Sağlık Bakanlığı'ndaki rüşvet rezaleti ne durumda!
Bu köşede sürekli gündemde tuttuğum Thodex vurguncusu Fatih Özer yakalandı.
Arnavutluk’ta.
Belli ki, başından beri oradaymış.
Kıpırdama ihtiyacı hissetmemiş.
Sonunda yakalandı.
Benim açımdan eğlenceli olan ise bir gün önce Habertürk Genel Yayın Yönetmeni değerli Yavuz Barlas ile sohbet ederken, “Şu Thodex’çi tosunu yazmadım epeydir. Yarın bir hatırlatayım” dedim.

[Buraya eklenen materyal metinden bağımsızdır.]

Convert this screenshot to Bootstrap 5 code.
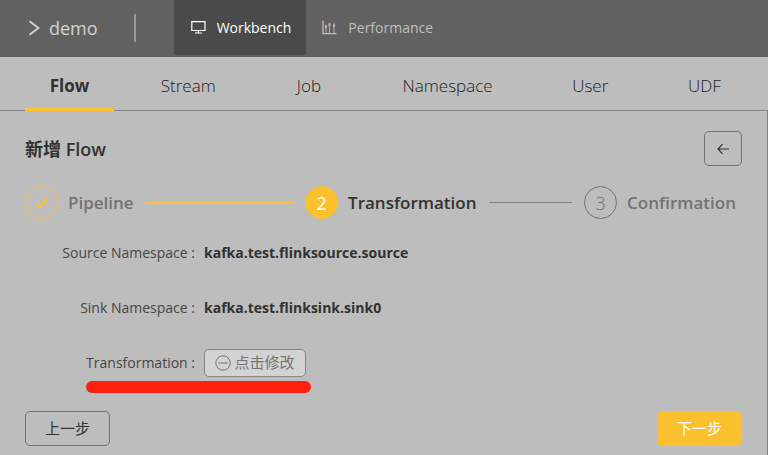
<!DOCTYPE html>
<html lang="zh-CN">
<head>
<meta charset="utf-8">
<meta name="viewport" content="width=device-width, initial-scale=1">
<title>demo - Flow</title>
<link rel="stylesheet" href="https://cdn.jsdelivr.net/npm/bootstrap@5.3.0/dist/css/bootstrap.min.css">
<style>
  :root { --ink: #323232; --edge: #737373; --gold: #fbc02d; --panel: #bdbdbd; }
  body { background: var(--panel); color: var(--ink); font-family: "Open Sans", "Noto Sans CJK SC", sans-serif; font-size: 14px; line-height: 20px; }
  svg { flex: none; }
  .topbar { background: #616161; height: 57px; padding: 0 0 1px 27px; }
  .brand { color: #d2d2d2; font-size: 18px; gap: 9px; }
  .divider { width: 2px; height: 28px; background: #999; margin: 0 38px 0 36px; }
  .main-link { color: #bfbfbf; gap: 11px; padding: 0 16px; margin-bottom: 1px; }
  .main-link.active { background: #4a4a4a; color: #fff; padding: 0 15px 0 17px; }
  .tabs { display: grid; grid-template-columns: 89fr 148fr 93fr 184fr 101fr 127fr; border-bottom: 1px solid #858585; height: 54px; padding-left: 25px; }
  .tab-link { color: var(--ink); font-size: 17px; font-weight: 300; border-bottom: 3px solid transparent; padding-top: 6px; margin-bottom: -1px; }
  .tab-link:not(.active) { color: #1c1c1c; }
  .tab-link.active { border-color: var(--gold); font-weight: 700; }
  .workspace { border-right: 1px solid #858585; padding: 20px 25px 9px; min-height: calc(100vh - 111px); }
  .title { font-size: 18px; line-height: 24px; font-weight: 600; }
  .square { width: 38px; height: 35px; border: 1px solid var(--edge); border-radius: 5px; color: var(--ink); }
  .steps { display: grid; grid-template-columns: 280fr 279fr auto; margin-top: 20px; padding-right: 6px; }
  .step { color: var(--edge); font-size: 17px; font-weight: 600; }
  .step-dot { width: 33px; height: 33px; border: 1px solid currentColor; border-radius: 50%; font-size: 18px; font-weight: 300; margin-right: 10px; flex: none; }
  .step.done .step-dot { color: var(--gold); }
  .step.now { color: var(--ink); }
  .step.now .step-dot { background: var(--gold); border-color: var(--gold); color: #fff; font-weight: 400; }
  .step-line { height: 1px; background: #858585; margin: 0 12px; }
  .step.done .step-line { height: 2px; background: var(--gold); }
  .fields { display: grid; grid-template-columns: 170px 1fr; column-gap: 9px; grid-auto-rows: 55px; align-items: center; margin: 6px 0 0; }
  .fields dt { font-weight: 400; text-align: right; color: #464646; }
  .fields dd { margin: 0; font-weight: 700; }
  .edit-btn { background: #d3d3d3; color: #757575; border: 1px solid #858585; border-radius: 5px; height: 28px; width: 102px; font-size: 15px; gap: 3px; }
  .marked { position: relative; }
  .marked::after { content: ""; position: absolute; left: -118px; top: 32px; width: 225px; height: 12px; border-radius: 6px; background: #ff1f10; }
  .actions { margin-top: 21px; }
  .step-btn { width: 85px; height: 35px; border: 1px solid var(--edge); border-radius: 5px; background: none; color: var(--ink); font-size: 15px; }
  .step-btn.next { background: var(--gold); border-color: var(--gold); color: #fff; }
</style>
<script src="https://cdn.jsdelivr.net/npm/bootstrap@5.3.0/dist/js/bootstrap.bundle.min.js"></script>
</head>
<body>
<header class="topbar d-flex align-items-center">
  <a href="#" class="brand d-flex align-items-center text-decoration-none">
    <svg width="13" height="16" viewBox="0 0 13 16" fill="none" stroke="currentColor" stroke-width="2" aria-hidden="true"><path d="M2.5 1.2 11.5 8 2.5 14.8"/></svg>demo</a>
  <span class="divider"></span>
  <nav class="d-flex align-self-stretch" aria-label="Main">
    <a href="#" class="main-link active d-flex align-items-center text-decoration-none" aria-current="page">
      <svg width="15" height="13" viewBox="0 0 15 13" fill="none" stroke="currentColor" stroke-width="1.200" aria-hidden="true"><path d="M.8.6h13.200v8.900H.8zM7.400 9.500v2.500M4 12h7"/></svg>Workbench</a>
    <a href="#" class="main-link d-flex align-items-center text-decoration-none">
      <svg width="15" height="15" viewBox="0 0 15 15" fill="none" stroke="currentColor" aria-hidden="true"><path d="M1 .5v13.200h13.500" stroke-width="1.300"/><path d="M4 5v8M7.500 3v10M12 3v10" stroke="#b9a6d0"/><path d="M3 5.500h2v2.500H3zM6.500 3.500h2v2.500h-2zM11 4.500h2v2.500h-2z" fill="#d0b4bb" stroke="none"/></svg>Performance</a>
  </nav>
</header>
<nav class="tabs" aria-label="Sections">
  <a href="#" class="tab-link active d-flex align-items-center justify-content-center text-decoration-none" aria-current="page">Flow</a>
  <a href="#" class="tab-link d-flex align-items-center justify-content-center text-decoration-none">Stream</a>
  <a href="#" class="tab-link d-flex align-items-center justify-content-center text-decoration-none">Job</a>
  <a href="#" class="tab-link d-flex align-items-center justify-content-center text-decoration-none">Namespace</a>
  <a href="#" class="tab-link d-flex align-items-center justify-content-center text-decoration-none">User</a>
  <a href="#" class="tab-link d-flex align-items-center justify-content-center text-decoration-none">UDF</a>
</nav>
<main class="workspace">
  <div class="d-flex align-items-center justify-content-between">
    <h1 class="title m-0">新增 Flow</h1>
    <button type="button" class="btn square p-0 d-flex align-items-center justify-content-center" aria-label="返回">
      <svg width="12" height="12" viewBox="0 0 12 12" fill="none" stroke="currentColor" stroke-width="1.200" aria-hidden="true"><path d="M12 6H1M5.500 1.200 1 6l4.500 4.800"/></svg>
    </button>
  </div>
  <div class="steps">
    <div class="step done d-flex align-items-center">
      <span class="step-dot d-flex align-items-center justify-content-center"><svg width="14" height="12" viewBox="0 0 14 12" fill="none" stroke="currentColor" stroke-width="2" aria-hidden="true"><path d="M1.500 6 5 10 12.500 1.500"/></svg></span>
      <span>Pipeline</span><span class="step-line flex-grow-1"></span>
    </div>
    <div class="step now d-flex align-items-center">
      <span class="step-dot d-flex align-items-center justify-content-center">2</span>
      <span>Transformation</span><span class="step-line flex-grow-1"></span>
    </div>
    <div class="step d-flex align-items-center">
      <span class="step-dot d-flex align-items-center justify-content-center">3</span>
      <span>Confirmation</span>
    </div>
  </div>
  <dl class="fields">
    <dt>Source Namespace :</dt><dd>kafka.test.flinksource.source</dd>
    <dt>Sink Namespace :</dt><dd>kafka.test.flinksink.sink0</dd>
    <dt>Transformation :</dt>
    <dd class="marked"><button type="button" class="btn edit-btn p-0 d-flex align-items-center justify-content-center">
      <svg width="16" height="16" viewBox="0 0 16 16" fill="none" stroke="currentColor" aria-hidden="true"><circle cx="8" cy="8" r="7.200"/><path d="M3.500 8h9"/></svg>点击修改</button></dd>
  </dl>
  <div class="actions d-flex justify-content-between">
    <button type="button" class="btn step-btn p-0">上一步</button>
    <button type="button" class="btn step-btn next p-0">下一步</button>
  </div>
</main>
</body>
</html>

Dün Barlas’ın “Gerek kalmadı, senin tosun yakalanmış, Çetiner yazıyor” mesajı geldi.
Madem bu mesele bir şekilde kapandı.
Kapanmayan başka bir konuyu hatırlatalım.
2020 yılında ABD’nin SPK’sı diyebileceğimiz SEC (Securites and Exchange Comission), bir açıklama yaparak ilaç şirketi Alexion’un 21 milyon dolar ödeyerek yurt dışındaki faaliyetlerindeki hatalı ve eksik kayıt tuttuğu ve yolsuzluk yaptığı iddiaları ile ilgili anlaşma yoluna gitti.
Peki ilaç şirketi Alexion yurt dışında ne yapmıştı?
Amerikan SPK’sının bulguları netti.
İlaç şirketi Türkiye, Kolombiya, Rusya ve Brezilya’da yetkililere rüşvet vermiş ancak bu rüşveti muhasebe kayıtlarından başka harcamalar arasına gizleyerek çifte suç işlemişti.
Sonuçta gangster Al Capone’u bile vergi suçundan içeri atan bir ülkeydi ABD.
Alexion’un Türkiye’de yaptığı ise çok açıkça anlatılmıştı raporda.
Olay, firmanın Soliris adlı ilacı ile ilgiliydi.
Soliris, 2009 yılında daha onay bile almadan Türkiye’de satılmaya başlanmış, firma daha fazla ilaç getirmek isteyince, bir Sağlık Bakanlığı yetkilisi “Daha fazla ilaç getirmek istiyorsanız bizi görmeniz lazım” diyerek rüşvet çarkını harekete geçirmişti.
Bunun üzerine Alexion kendine Sağlık Bakanlığı'nda bağlantıları olan bir danışman tutar.
Danışmana toplamda 1,3 milyon dolar ödenir.
Danışman bu paraların bir kısmını kendine alır, bir kısmı ise rüşvet olarak dağıtılır.
Sağlık Bakanlığı’ndaki komisyonlarda görev yapan bazı kişilere 100’er bin dolar verilir.
Bunun dışında Alexion 3. şahıslar aracılığı ile de yine çeşitli “yetkililere” ciddi paralar dağıtır ancak bunlar kayıtlara bağış ya da ödül gibi kaydedilir. Bilgisayar kayıtlarında yer almaz, defterlere elle yazılır.
Tüm bu rezalet yani Sağlık Bakanlığı’ndaki bu çark, 2020 yılında ABD’de SEC’in duyurusuyla ortaya çıktı.
Pandemi hengamesi arasında bazı sağlık dergilerinde yazıldı.
Türkiye Akılcı İlaç Kullanım Platformu’nda tüm detayları ile kaleme alındı.
Ama hiçbir şey olmadı.
Soliris dediğin ilaç öyle ucuz bir şey de değil.
Bugün bir şişesinin fiyatı 66 bin 900 TL.
Tedavi başlangıcında 1 milyon 300 bin TL’lik ilaç kullanmak gerekiyor ve hastalar yaşam boyunca her ay yaklaşık 400 bin TL’lik ilaç kullanıyorlar.
ABD’de bütün detayları ile ortaya çıkarılan ve Türkiye’deki rezillikleri de aşikar olan bu durum ile ilgili Sağlık Bakanlığı’nın ne yaptığını, kimleri ortaya çıkardığını, kimler hakkında savcılığa suç duyurusunda bulunduğunu, bu soygun, bu ahlaksızlık ile ilgili müfettişlerin elde ettiği bulguları bilmek herhalde hakkımız.